Sam Billings: Hundred equity carve-up must be fair deal for all counties

Sam Billings has called for a fair distribution of revenues from the ECB’s proposed sale of stakes in Hundred teams to private investors, and believes that the biggest clubs have a “moral responsibility” to ensure that all 18 first-class counties can thrive.
There is broad agreement between the ECB and the counties that stakes in the eight Hundred teams should be sold later this year. But there are still some sticking points over the proposed distribution of funds: the 11 counties who do not host a Hundred team are seeking independent advice to ensure that they get a fair deal from the seven Hundred-hosting counties and MCC.

“The Hundred is here to stay,” Billings told ESPNcricinfo, speaking at the Hurlingham Club where he was competing in the Alfred Dunhill Padel Classic. “With private investment, if the money that is going to come into the game is used correctly – and that is the key thing – then it could benefit everyone incredibly, and be the revitalisation of county cricket and of cricket in this country.

“I’ve benefitted from the county system from the age of seven and it has produced so many players from every single corner of the country.

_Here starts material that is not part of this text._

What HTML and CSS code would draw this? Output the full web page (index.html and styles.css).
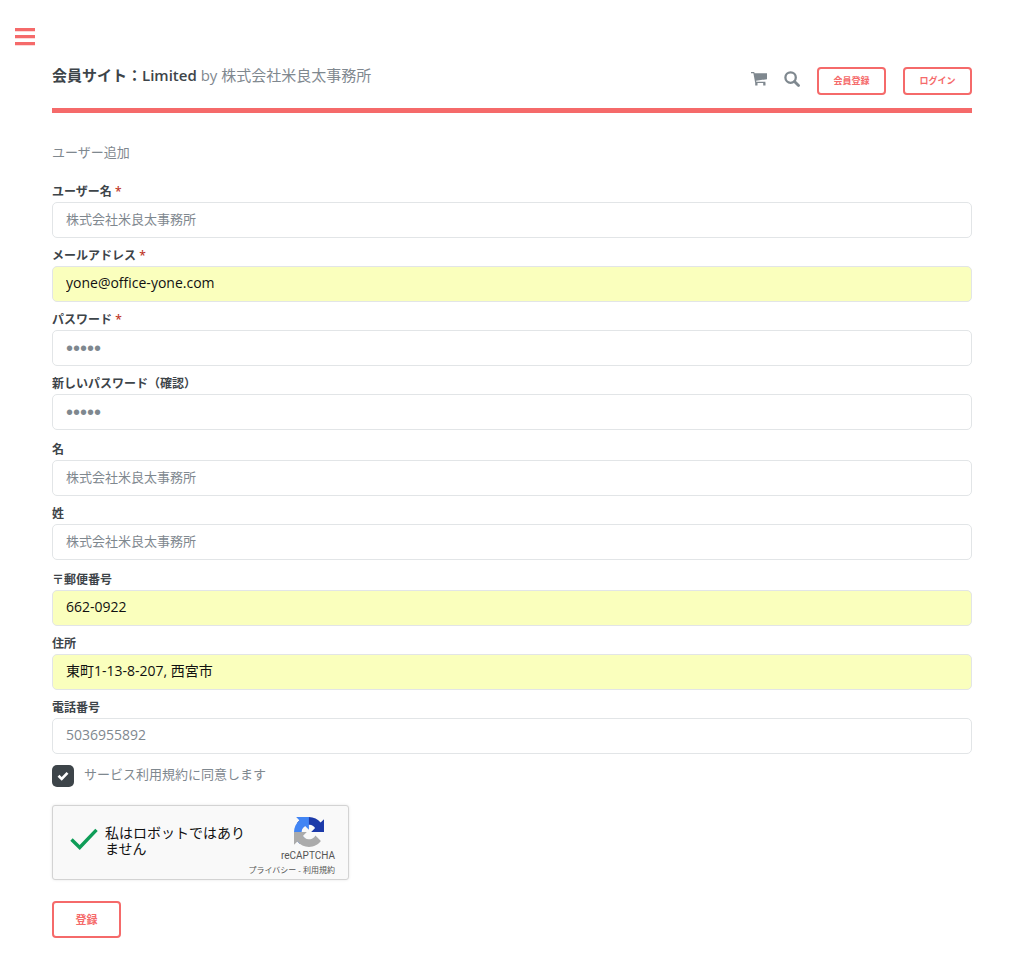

Kent means the world to me. They’ve given me everything in my cricketing career and it’s my duty to do everything I can to try and repay that club and leave that in the best place possible.”

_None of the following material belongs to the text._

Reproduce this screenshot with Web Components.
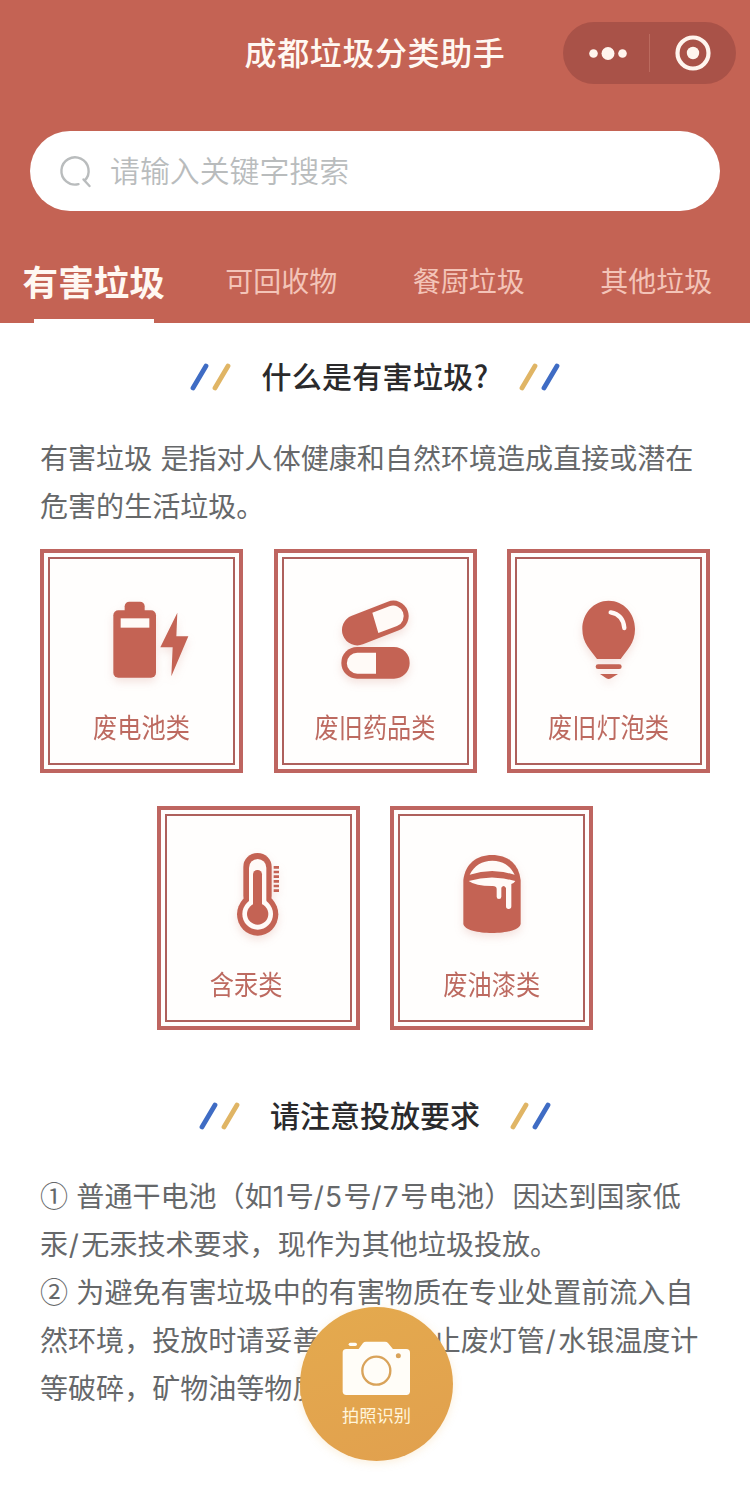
<!DOCTYPE html>
<html lang="zh-CN">
<head>
<meta charset="UTF-8">
<title>成都垃圾分类助手</title>
<style>
    body {
        margin: 0;
        background: #fff;
        font-family: "Noto Sans CJK SC", "Liberation Sans", sans-serif;
    }
</style>
</head>
<body>
<sorting-app></sorting-app>

<script>
const icons = {
    battery: `
        <svg viewBox="158 150 360 300">
            <rect x="252" y="211" width="128" height="202" rx="15"/>
            <rect x="286" y="185" width="60" height="40" rx="14"/>
            <rect class="w" x="274" y="235" width="86" height="28"/>
            <path d="M444 218L441 289H477L426 409L430 322H393Z"/>
        </svg>`,
    pills: `
        <svg viewBox="150 150 360 300">
            <path d="M277 270L385 228" fill="none" stroke="#c46354" stroke-width="92" stroke-linecap="round"/>
            <path class="w" d="M322 218L373 199A31 31 0 0 1 396 258L340 279Z"/>
            <rect x="229" y="321" width="205" height="95" rx="47"/>
            <path class="w" d="M333 338H277A31.500 31.500 0 0 0 277 401H333Z"/>
        </svg>`,
    bulb: `
        <svg viewBox="147 150 360 300">
            <path d="M326 182C371 182 405 220 405 267C405 310 381 330 362 357H291C272 330 247 310 247 267C247 220 281 182 326 182Z"/>
            <path d="M332 217Q370 224 373 264" fill="none" stroke="#fffaf7" stroke-width="13" stroke-linecap="round"/>
            <rect x="287" y="373" width="78" height="14" rx="7"/>
            <path d="M300 402H354L333 415Q326 419 319 415Z"/>
        </svg>`,
    thermometer: `
        <svg viewBox="145 141 360 300">
            <rect x="281" y="159" width="85" height="170" rx="42"/>
            <ellipse cx="324" cy="343" rx="62" ry="64"/>
            <rect class="w" x="298" y="177" width="52" height="150" rx="26"/>
            <ellipse class="w" cx="324" cy="342" rx="46" ry="47"/>
            <rect x="310" y="210" width="27" height="120" rx="13"/>
            <circle cx="324" cy="342" r="32"/>
            <path d="M372 202H388M372 216H388M372 230H388M372 244H388M372 258H388M372 272H388" stroke="#c46354" stroke-width="8"/>
        </svg>`,
    paint: `
        <svg viewBox="140 141 360 300">
            <path d="M234 240C240 190 275 165 320 165C366 165 400 190 406 240V372C400 408 240 408 234 372Z"/>
            <path class="w" d="M253 224C267 196 290 182 321 182C352 182 374 196 388 224Q320 202 253 224Z"/>
            <path class="w" d="M250 243Q320 222 390 243Q385 250 378 252V319A8 8 0 0 1 362 319V264Q355 253 348 263V290A7 7 0 0 1 334 290V266Q333 257 320 258Q270 258 250 243Z"/>
        </svg>`
};

class MiniCapsule extends HTMLElement {
    constructor() {
        super();
        this.attachShadow({ mode: "open" }).innerHTML = `
        <style>
        :host {
            display: grid;
            grid-template-columns: 1fr 1px 1fr;
            align-items: center;
            justify-items: center;
            width: 173px;
            height: 62px;
            border-radius: 31px;
            background: #a95248;
        }
        i {
            width: 1px;
            height: 38px;
            background: #bb6a5e;
        }
        svg {
            display: block;
            fill: #fff5ee;
        }
        .dots {
            margin-left: 4px;
        }
        </style>
        <svg class="dots" width="40" height="16" viewBox="0 0 40 16"><circle cx="5.500" cy="8.500" r="4.300"/><circle cx="20" cy="8.500" r="6.500"/><circle cx="34.500" cy="8.500" r="4.300"/></svg>
        <i></i>
        <svg width="36" height="36" viewBox="0 0 36 36"><circle cx="18" cy="18" r="15.500" fill="none" stroke="#fff5ee" stroke-width="4.200"/><circle cx="18" cy="18" r="6.200"/></svg>`;
    }
}

class NavBar extends HTMLElement {
    constructor() {
        super();
        this.attachShadow({ mode: "open" }).innerHTML = `
        <style>
        :host {
            display: grid;
            grid-template-columns: 1fr auto 1fr;
            align-items: center;
            height: 62px;
            padding: 22px 14px 0;
        }
        h1 {
            grid-column: 2;
            margin: 0;
            color: #fff8f2;
            font-size: 32px;
            font-weight: 500;
            line-height: 58px;
            height: 62px;
            letter-spacing: 0.600px;
            white-space: nowrap;
        }
        mini-capsule {
            justify-self: end;
        }
        </style>
        <h1><slot></slot></h1>
        <mini-capsule></mini-capsule>`;
    }
}

class SearchBar extends HTMLElement {
    constructor() {
        super();
        this.attachShadow({ mode: "open" }).innerHTML = `
        <style>
        :host {
            display: flex;
            align-items: center;
            gap: 18px;
            height: 80px;
            margin: 47px 30px 0;
            padding-left: 29px;
            box-sizing: border-box;
            border-radius: 40px;
            background: #fff;
            color: #b9bcbd;
            font-size: 29.900px;
            font-weight: 350;
            line-height: 76px;
        }
        span {
            height: 80px;
        }
        svg {
            fill: none;
            stroke: #b9bcbd;
            stroke-width: 2.400;
            stroke-linecap: round;
        }
        </style>
        <svg width="33" height="34" viewBox="0 0 33 34"><path d="M19.500 30.100A13.600 13.600 0 1 1 25.600 26.600M24.500 25.500L30.500 32"/></svg>
        <span><slot></slot></span>`;
    }
}

class TabItem extends HTMLElement {
    constructor() {
        super();
        this.attachShadow({ mode: "open" }).innerHTML = `
        <style>
        :host {
            display: flex;
            flex-direction: column;
            align-items: center;
            justify-content: space-between;
            flex: 1;
            height: 71px;
            color: #f3c4b8;
            font-size: 28px;
            line-height: 57px;
            white-space: nowrap;
        }
        :host([active]) {
            color: #fff8f2;
            font-size: 35.600px;
            font-weight: 700;
        }
        :host([active])::after {
            content: "";
            width: 120px;
            height: 4px;
            background: #fff;
        }
        </style>
        <span><slot></slot></span>`;
    }
}

class SectionTitle extends HTMLElement {
    constructor() {
        super();
        this.attachShadow({ mode: "open" }).innerHTML = `
        <style>
        :host {
            display: flex;
            align-items: center;
            justify-content: center;
            gap: 30px;
            height: 48px;
        }
        h2 {
            height: 48px;
            margin: 0;
            color: #2a2a2c;
            font-size: 30px;
            font-weight: 500;
            line-height: 45px;
        }
        svg {
            fill: none;
            stroke-width: 4.800;
            stroke-linecap: round;
        }
        </style>
        <svg width="41" height="28" viewBox="0 0 41 28"><path d="M3 25L16 3" stroke="#3f6cc4"/><path d="M25 25L38 3" stroke="#e0b565"/></svg>
        <h2><slot></slot></h2>
        <svg width="41" height="28" viewBox="0 0 41 28"><path d="M3 25L16 3" stroke="#e0b565"/><path d="M25 25L38 3" stroke="#3f6cc4"/></svg>`;
    }
}

class WasteCard extends HTMLElement {
    connectedCallback() {
        this.attachShadow({ mode: "open" }).innerHTML = `
        <style>
        :host {
            display: block;
            width: 203px;
            height: 223.500px;
            padding: 4px;
            box-sizing: border-box;
            border: 4px solid #be6560;
            background: #fffefd;
        }
        .inner {
            display: flex;
            flex-direction: column;
            align-items: center;
            height: 100%;
            padding-top: 31px;
            box-sizing: border-box;
            border: 2px solid #ae605c;
        }
        svg {
            flex: none;
            width: 120px;
            height: 100px;
            fill: #c46354;
            filter: drop-shadow(0 4px 4px rgba(196, 99, 84, 0.18));
        }
        .w {
            fill: #fffaf7;
        }
        .label {
            margin-top: 18.500px;
            color: #bd6a60;
            font-size: 24.200px;
            line-height: 36px;
            white-space: pre;
            transform: scaleY(1.12);
        }
        </style>
        <div class="inner">${icons[this.getAttribute("icon")]}<div class="label"><slot></slot></div></div>`;
    }
}

class CameraButton extends HTMLElement {
    constructor() {
        super();
        this.attachShadow({ mode: "open" }).innerHTML = `
        <style>
        :host {
            display: flex;
            flex-direction: column;
            align-items: center;
            width: 153px;
            height: 154px;
            padding-top: 33px;
            box-sizing: border-box;
            border-radius: 50%;
            background: linear-gradient(160deg, #e4aa4e, #e1a04e);
            color: #fff5dc;
            font-size: 17.300px;
            line-height: 26px;
            box-shadow: 0 2px 8px rgba(240, 190, 110, 0.25);
        }
        svg {
            display: block;
            width: 73px;
            height: 57px;
            margin-bottom: 5px;
            fill: #fffdf8;
        }
        </style>
        <svg viewBox="150 150 219 171">
            <rect x="158" y="177" width="202" height="138" rx="11"/>
            <path d="M202 182L219 159Q222 155 228 155H285Q291 155 294 159L313 182Z"/>
            <rect x="176" y="158" width="25" height="10" rx="5"/>
            <circle cx="259" cy="242" r="42" fill="none" stroke="#d9a35a" stroke-width="7"/>
            <circle cx="325" cy="197" r="7.500" fill="#d9a35a"/>
        </svg>
        <span><slot></slot></span>`;
    }
}

class SortingApp extends HTMLElement {
    constructor() {
        super();
        this.attachShadow({ mode: "open" }).innerHTML = `
        <style>
        :host {
            display: block;
            position: relative;
            width: 750px;
            height: 1488px;
            overflow: hidden;
        }
        header {
            height: 323px;
            background: #c46354;
        }
        nav {
            display: flex;
            padding-top: 41px;
        }
        main {
            padding: 30px 40px 0;
        }
        p {
            margin: 0;
            color: #66686a;
            font-size: 28.060px;
            line-height: 48px;
            word-spacing: 2px;
            white-space: nowrap;
        }
        .question {
            letter-spacing: 0.300px;
        }
        .intro {
            padding-top: 32px;
        }
        .cards {
            display: flex;
            flex-wrap: wrap;
            justify-content: center;
            gap: 33.500px 30.500px;
            margin-top: 20px;
        }
        .rules {
            padding-top: 62px;
        }
        .rules p:first-of-type {
            padding-top: 31px;
        }
        .num {
            margin-right: 0.500px;
            font-family: Inter, "Liberation Sans", sans-serif;
            font-size: 28px;
            letter-spacing: 1.100px;
            line-height: 1;
        }
        .slash {
            padding: 0 0.800px;
        }
        camera-button {
            position: absolute;
            left: 300px;
            top: 1307px;
        }
        </style>
        <header>
            <nav-bar>成都垃圾分类助手</nav-bar>
            <search-bar>请输入关键字搜索</search-bar>
            <nav>
                <tab-item active>有害垃圾</tab-item>
                <tab-item>可回收物</tab-item>
                <tab-item>餐厨垃圾</tab-item>
                <tab-item>其他垃圾</tab-item>
            </nav>
        </header>
        <main>
            <section-title class="question">什么是有害垃圾?</section-title>
            <p class="intro">有害垃圾 是指对人体健康和自然环境造成直接或潜在<br>危害的生活垃圾。</p>
            <div class="cards">
                <waste-card icon="battery">废电池类</waste-card>
                <waste-card icon="pills">废旧药品类</waste-card>
                <waste-card icon="bulb">废旧灯泡类</waste-card>
                <waste-card icon="thermometer">含汞类　</waste-card>
                <waste-card icon="paint">废油漆类</waste-card>
            </div>
            <section class="rules">
                <section-title>请注意投放要求</section-title>
                <p>① 普通干电池（如<span class="num">1</span>号<span class="num">/5</span>号<span class="num">/7</span>号电池）因达到国家低<br>汞<span class="num slash">/</span>无汞技术要求，现作为其他垃圾投放。</p>
                <p>② 为避免有害垃圾中的有害物质在专业处置前流入自<br>然环境，投放时请妥善包裹，防止废灯管<span class="num slash">/</span>水银温度计<br>等破碎，矿物油等物质</p>
            </section>
        </main>
        <camera-button>拍照识别</camera-button>`;
    }
}

customElements.define("mini-capsule", MiniCapsule);
customElements.define("nav-bar", NavBar);
customElements.define("search-bar", SearchBar);
customElements.define("tab-item", TabItem);
customElements.define("section-title", SectionTitle);
customElements.define("waste-card", WasteCard);
customElements.define("camera-button", CameraButton);
customElements.define("sorting-app", SortingApp);
</script>
</body>
</html>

Billings has captained Oval Invincibles since the Hundred’s inaugural season and says that he has always seen the team as “a joint venture” between Surrey and Kent. Kent have provided several players to the Invincibles, while their chief executive Simon Storey sits on the board and their coach, Matt Walker, is one of Tom Moody’s assistants.

“I went into the Hundred as an individual, but with the Oval Invincibles being a Kent-Surrey joint venture, a partnership,” Billings said. “The cricketing structure, the backroom staff, the committee: it is all provided by Kent and Surrey, and based at The Oval. It has to be a relationship between all parties, and it just has to be fair.

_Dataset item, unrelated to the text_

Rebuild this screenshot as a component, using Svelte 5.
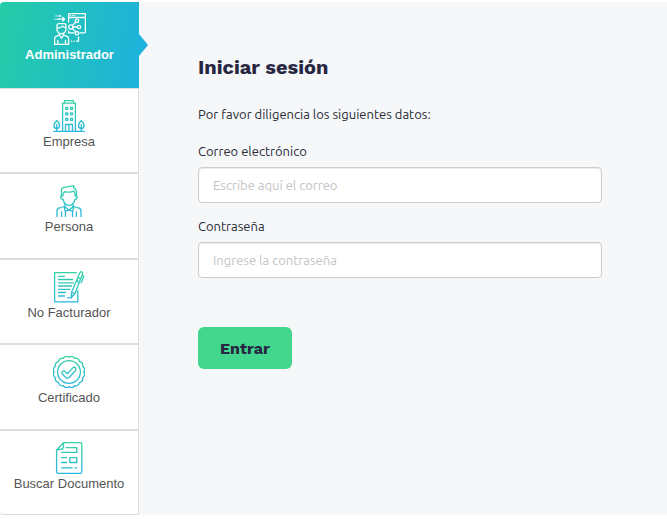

“Kent outshine a lot of the Test-match grounds in terms of producing England cricketers recently – in both the male and female game – by a country mile. That is a key quality of everything we do at Kent: it has always been about trying to produce homegrown cricketers to play for England. If you don’t want to invest in that, that could be very worrying for the bigger picture overall.”

The latest proposals involve the seven host counties and MCC being handed 51% of the shares in their respective Hundred teams, and they will then choose how much – if any – of those they wish to sell. Oli Slipper, Surrey’s chairman, has told the club’s members that he wants to change the Hundred team’s name to ‘Surrey Invincibles’ if they become majority owners.

But Billings is unequivocal: “That just shouldn’t happen,” he said. “Look, Surrey is a fantastic club and I haven’t got a bad word to say about them. They are the gold standard for any county cricket club from a business point of view and their production line of England cricketers is arguably the best in recent years.

“But being such a powerful player in the game, you’ve got to use that as an opportunity to uplift others who need it more – you’ve got a moral responsibility, in my opinion. I haven’t been in the counties’ meetings on the Hundred but I hope that the big clubs balance their own ambitions with making sure it’s a fair deal for everyone – and for English cricket as a whole, not just individual entities.”

Kent were overlooked by the ECB last month when bidding to host a ‘Tier One’ women’s team from 2025, a decision that their chairman Simon Philip said was “difficult to swallow”. The club’s second home at Beckenham, in south-east London, formed a key part of their unsuccessful bid and a significant dividend from the sale of Hundred teams would help Kent to fund their plans to invest in facilities there.

“Beckenham is really exciting in terms of the potential of the club,” Billings said. “It should be right at the forefront of our plans both for the male and female game – it has to be. We’ve got three million people in the local catchment area and it’s a great opportunity for Kent.”